Search the material below for the string "index" and extract each line that has it.
## begin DATA
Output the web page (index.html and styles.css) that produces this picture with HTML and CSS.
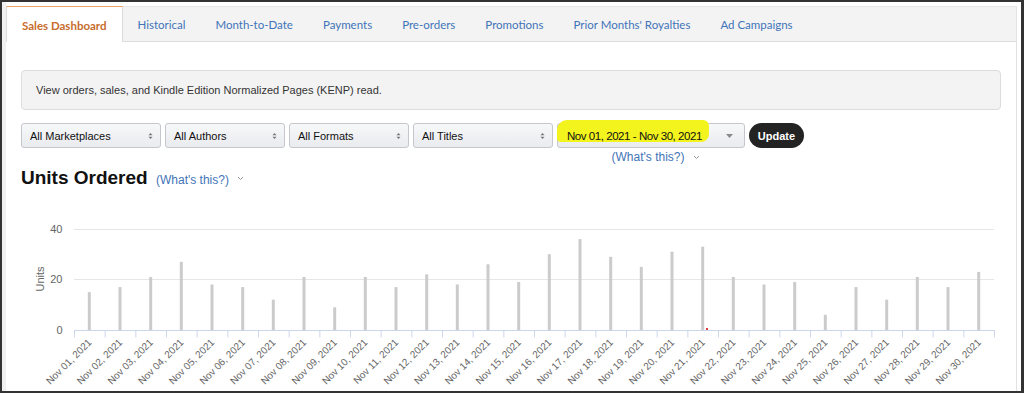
FILE: index.html
```html
<!DOCTYPE html>
<html lang="en">
<head>
<meta charset="utf-8">
<title>Sales Dashboard</title>
<link rel="stylesheet" href="styles.css">
</head>
<body>
<div class="frame">
  <div class="page">
    <nav class="tabs">
      <a class="tab active">Sales Dashboard</a>
      <a class="tab">Historical</a>
      <a class="tab">Month-to-Date</a>
      <a class="tab">Payments</a>
      <a class="tab">Pre-orders</a>
      <a class="tab">Promotions</a>
      <a class="tab">Prior Months' Royalties</a>
      <a class="tab">Ad Campaigns</a>
    </nav>
    <main class="content">
      <div class="info">View orders, sales, and Kindle Edition Normalized Pages (KENP) read.</div>
      <div class="filters">
        <div class="select w-market">All Marketplaces<svg class="updown" width="5" height="8" viewBox="0 0 5 8"><path d="M0.5 3.2 L2.5 1 L4.5 3.2Z M0.5 4.8 L2.5 7 L4.5 4.8Z"/></svg></div>
        <div class="select w-author">All Authors<svg class="updown" width="5" height="8" viewBox="0 0 5 8"><path d="M0.5 3.2 L2.5 1 L4.5 3.2Z M0.5 4.8 L2.5 7 L4.5 4.8Z"/></svg></div>
        <div class="select w-format">All Formats<svg class="updown" width="5" height="8" viewBox="0 0 5 8"><path d="M0.5 3.2 L2.5 1 L4.5 3.2Z M0.5 4.8 L2.5 7 L4.5 4.8Z"/></svg></div>
        <div class="select w-title">All Titles<svg class="updown" width="5" height="8" viewBox="0 0 5 8"><path d="M0.5 3.2 L2.5 1 L4.5 3.2Z M0.5 4.8 L2.5 7 L4.5 4.8Z"/></svg></div>
        <div class="date-col">
          <div class="select date"><span class="hl">Nov 01, 2021 - Nov 30, 2021</span><svg class="caret" width="7" height="4" viewBox="0 0 7 4"><path d="M0 0 L7 0 L3.5 4Z"/></svg></div>
          <div class="whats-row"><span class="link">(What's this?)</span><svg class="chev" width="7" height="5" viewBox="0 0 7 5"><path d="M1 1 L3.5 3.5 L6 1"/></svg></div>
        </div>
        <button class="update">Update</button>
      </div>
      <h2 class="title">Units Ordered <span class="link small">(What's this?)</span><svg class="chev" width="7" height="5" viewBox="0 0 7 5"><path d="M1 1 L3.5 3.5 L6 1"/></svg></h2>
      <svg class="chart" width="980" height="201" viewBox="0 0 980 201">
        <g class="grid">
          <line x1="53" y1="39.5" x2="973" y2="39.5"/>
          <line x1="53" y1="89.5" x2="973" y2="89.5"/>
        </g>
        <g class="ylab">
          <text x="41.5" y="43">40</text>
          <text x="41.5" y="93">20</text>
          <text x="41.5" y="144">0</text>
        </g>
        <text class="ytitle" transform="translate(23,89) rotate(-90)">Units</text>
        <g class="bars">
          <rect x="66.8" y="102.1" width="3" height="37.9"/>
          <rect x="97.5" y="97.1" width="3" height="42.9"/>
          <rect x="128.2" y="87" width="3" height="53"/>
          <rect x="158.8" y="71.8" width="3" height="68.2"/>
          <rect x="189.5" y="94.5" width="3" height="45.5"/>
          <rect x="220.2" y="97.1" width="3" height="42.9"/>
          <rect x="250.8" y="109.7" width="3" height="30.3"/>
          <rect x="281.5" y="87" width="3" height="53"/>
          <rect x="312.2" y="117.3" width="3" height="22.7"/>
          <rect x="342.8" y="87" width="3" height="53"/>
          <rect x="373.5" y="97.1" width="3" height="42.9"/>
          <rect x="404.2" y="84.4" width="3" height="55.6"/>
          <rect x="434.8" y="94.5" width="3" height="45.5"/>
          <rect x="465.5" y="74.3" width="3" height="65.7"/>
          <rect x="496.2" y="92" width="3" height="48"/>
          <rect x="526.8" y="64.2" width="3" height="75.8"/>
          <rect x="557.5" y="49.1" width="3" height="90.9"/>
          <rect x="588.2" y="66.8" width="3" height="73.2"/>
          <rect x="618.8" y="76.9" width="3" height="63.1"/>
          <rect x="649.5" y="61.7" width="3" height="78.3"/>
          <rect x="680.2" y="56.7" width="3" height="83.3"/>
          <rect x="710.8" y="87" width="3" height="53"/>
          <rect x="741.5" y="94.5" width="3" height="45.5"/>
          <rect x="772.2" y="92" width="3" height="48"/>
          <rect x="802.8" y="124.8" width="3" height="15.2"/>
          <rect x="833.5" y="97.1" width="3" height="42.9"/>
          <rect x="864.2" y="109.7" width="3" height="30.3"/>
          <rect x="894.8" y="87" width="3" height="53"/>
          <rect x="925.5" y="97.1" width="3" height="42.9"/>
          <rect x="956.2" y="81.9" width="3" height="58.1"/>
        </g>
        <rect class="marker" x="685" y="138" width="2" height="2"/>
        <line class="axis" x1="53" y1="140.5" x2="974" y2="140.5"/>
        <line class="ticks" x1="53" y1="144" x2="974" y2="144"/>
        <g class="xlab">
          <text transform="translate(71.3,153) rotate(-45)">Nov 01, 2021</text>
          <text transform="translate(102,153) rotate(-45)">Nov 02, 2021</text>
          <text transform="translate(132.7,153) rotate(-45)">Nov 03, 2021</text>
          <text transform="translate(163.3,153) rotate(-45)">Nov 04, 2021</text>
          <text transform="translate(194,153) rotate(-45)">Nov 05, 2021</text>
          <text transform="translate(224.7,153) rotate(-45)">Nov 06, 2021</text>
          <text transform="translate(255.3,153) rotate(-45)">Nov 07, 2021</text>
          <text transform="translate(286,153) rotate(-45)">Nov 08, 2021</text>
          <text transform="translate(316.7,153) rotate(-45)">Nov 09, 2021</text>
          <text transform="translate(347.3,153) rotate(-45)">Nov 10, 2021</text>
          <text transform="translate(378,153) rotate(-45)">Nov 11, 2021</text>
          <text transform="translate(408.7,153) rotate(-45)">Nov 12, 2021</text>
          <text transform="translate(439.3,153) rotate(-45)">Nov 13, 2021</text>
          <text transform="translate(470,153) rotate(-45)">Nov 14, 2021</text>
          <text transform="translate(500.7,153) rotate(-45)">Nov 15, 2021</text>
          <text transform="translate(531.3,153) rotate(-45)">Nov 16, 2021</text>
          <text transform="translate(562,153) rotate(-45)">Nov 17, 2021</text>
          <text transform="translate(592.7,153) rotate(-45)">Nov 18, 2021</text>
          <text transform="translate(623.3,153) rotate(-45)">Nov 19, 2021</text>
          <text transform="translate(654,153) rotate(-45)">Nov 20, 2021</text>
          <text transform="translate(684.7,153) rotate(-45)">Nov 21, 2021</text>
          <text transform="translate(715.3,153) rotate(-45)">Nov 22, 2021</text>
          <text transform="translate(746,153) rotate(-45)">Nov 23, 2021</text>
          <text transform="translate(776.7,153) rotate(-45)">Nov 24, 2021</text>
          <text transform="translate(807.3,153) rotate(-45)">Nov 25, 2021</text>
          <text transform="translate(838,153) rotate(-45)">Nov 26, 2021</text>
          <text transform="translate(868.7,153) rotate(-45)">Nov 27, 2021</text>
          <text transform="translate(899.3,153) rotate(-45)">Nov 28, 2021</text>
          <text transform="translate(930,153) rotate(-45)">Nov 29, 2021</text>
          <text transform="translate(960.7,153) rotate(-45)">Nov 30, 2021</text>
        </g>
      </svg>
    </main>
  </div>
</div>
</body>
</html>
```

FILE: styles.css
```css
html, body {
  margin: 0;
  padding: 0;
  background: #fff;
}

body {
  font-family: "Liberation Sans", Arial, sans-serif;
  color: #111;
}

.frame {
  width: 1024px;
  height: 393px;
  box-sizing: border-box;
  border: 2px solid #333;
  border-right-width: 3px;
  overflow: hidden;
  background: #fff;
}

.page {
  height: 100%;
  box-sizing: border-box;
  padding: 4px 4px 0 0;
  border-left: 4px solid #f1f1f1;
  display: flex;
  flex-direction: column;
}

/* Tabs */
.tabs {
  display: flex;
  height: 36px;
  flex: none;
  box-sizing: border-box;
  background: #f3f3f3;
  border-top: 1px solid #e6e6e6;
  border-right: 1px solid #e3e3e3;
  border-bottom: 1px solid #dcdcdc;
}

.tab {
  display: flex;
  align-items: center;
  padding: 1px 15px 0 15px;
  font-family: Lato, "Liberation Sans", sans-serif;
  font-size: 11.5px;
  color: #3f74b8;
  text-decoration: none;
  white-space: nowrap;
}

.tab.active {
  background: #fff;
  color: #c76d2d;
  font-weight: bold;
  padding: 1px 15px 0 15px;
  margin: -1px 0 -1px 0;
  border-left: 1px solid #dcdcdc;
  border-right: 1px solid #dcdcdc;
  border-top: 1px solid #efa465;
}

/* Content */
.content {
  flex: 1;
  box-sizing: border-box;
  padding: 28px 15px 0 15px;
  border-right: 1px solid #e2e2e2;
  overflow: hidden;
}

.info {
  height: 40px;
  box-sizing: border-box;
  display: flex;
  align-items: center;
  padding-left: 14px;
  background: #f3f3f3;
  border: 1px solid #dddddd;
  border-radius: 4px;
  font-size: 11px;
  color: #333;
}

/* Filters */
.filters {
  display: flex;
  align-items: flex-start;
  gap: 4px;
  margin-top: 13px;
  height: 43px;
}

.select {
  height: 25px;
  box-sizing: border-box;
  display: flex;
  align-items: center;
  justify-content: space-between;
  padding: 0 7px 0 8px;
  background: linear-gradient(#f7f8fa, #e9ebee);
  border: 1px solid #c4c7cb;
  border-radius: 3px;
  font-size: 11px;
  color: #111;
  white-space: nowrap;
}

.w-market { width: 140px; }
.w-author { width: 120px; }
.w-format { width: 120px; }
.w-title { width: 140px; }

.updown path { fill: #777; }

.date-col {
  width: 188px;
  display: flex;
  flex-direction: column;
}

.select.date {
  width: 188px;
  padding: 0 11px 0 9px;
}

.hl {
  background: #f3f31d;
  padding: 10px 7px 0 10px;
  margin: -10px 0 0 -10px;
  border-radius: 10px 6px 8px 4px;
  font-size: 11.5px;
  letter-spacing: -0.45px;
  color: #111;
}

.caret path { fill: #8a8a8a; }

.whats-row {
  height: 18px;
  display: flex;
  align-items: center;
  justify-content: center;
  gap: 9px;
  padding-left: 10px;
  font-size: 12px;
}

.link {
  color: #3f74b8;
}

.chev path {
  fill: none;
  stroke: #999;
  stroke-width: 1;
}

.update {
  width: 55px;
  height: 25px;
  padding: 0;
  border: 0;
  border-radius: 13px;
  background: #232323;
  color: #fff;
  font-family: "Liberation Sans", Arial, sans-serif;
  font-weight: bold;
  font-size: 11px;
}

/* Heading */
.title {
  margin: 0;
  height: 24px;
  line-height: 24px;
  font-size: 19px;
  font-weight: bold;
  color: #111;
  white-space: nowrap;
}

.title .small {
  font-size: 12px;
  font-weight: normal;
  margin-left: 3px;
}

.title .chev {
  margin-left: 8px;
  vertical-align: middle;
}

/* Chart */
.chart {
  display: block;
  font-family: "Liberation Sans", Arial, sans-serif;
}

.grid line {
  stroke: #e6e6e6;
  stroke-width: 1;
}

.ylab text {
  font-size: 11px;
  fill: #666;
  text-anchor: end;
}

.ytitle {
  font-size: 11px;
  fill: #666;
  text-anchor: middle;
}

.bars rect {
  fill: #cbcbcb;
}

.marker {
  fill: #e23b3b;
}

.axis {
  stroke: #ccd6eb;
  stroke-width: 1;
}

.ticks {
  stroke: #ccd6eb;
  stroke-width: 7;
  stroke-dasharray: 1 29.667;
}

.xlab text {
  font-size: 10px;
  fill: #666;
  text-anchor: end;
}
```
## end DATA
*EXERCISE RESULT*:
Output the web page (index.html and styles.css) that produces this picture with HTML and CSS.
FILE: index.html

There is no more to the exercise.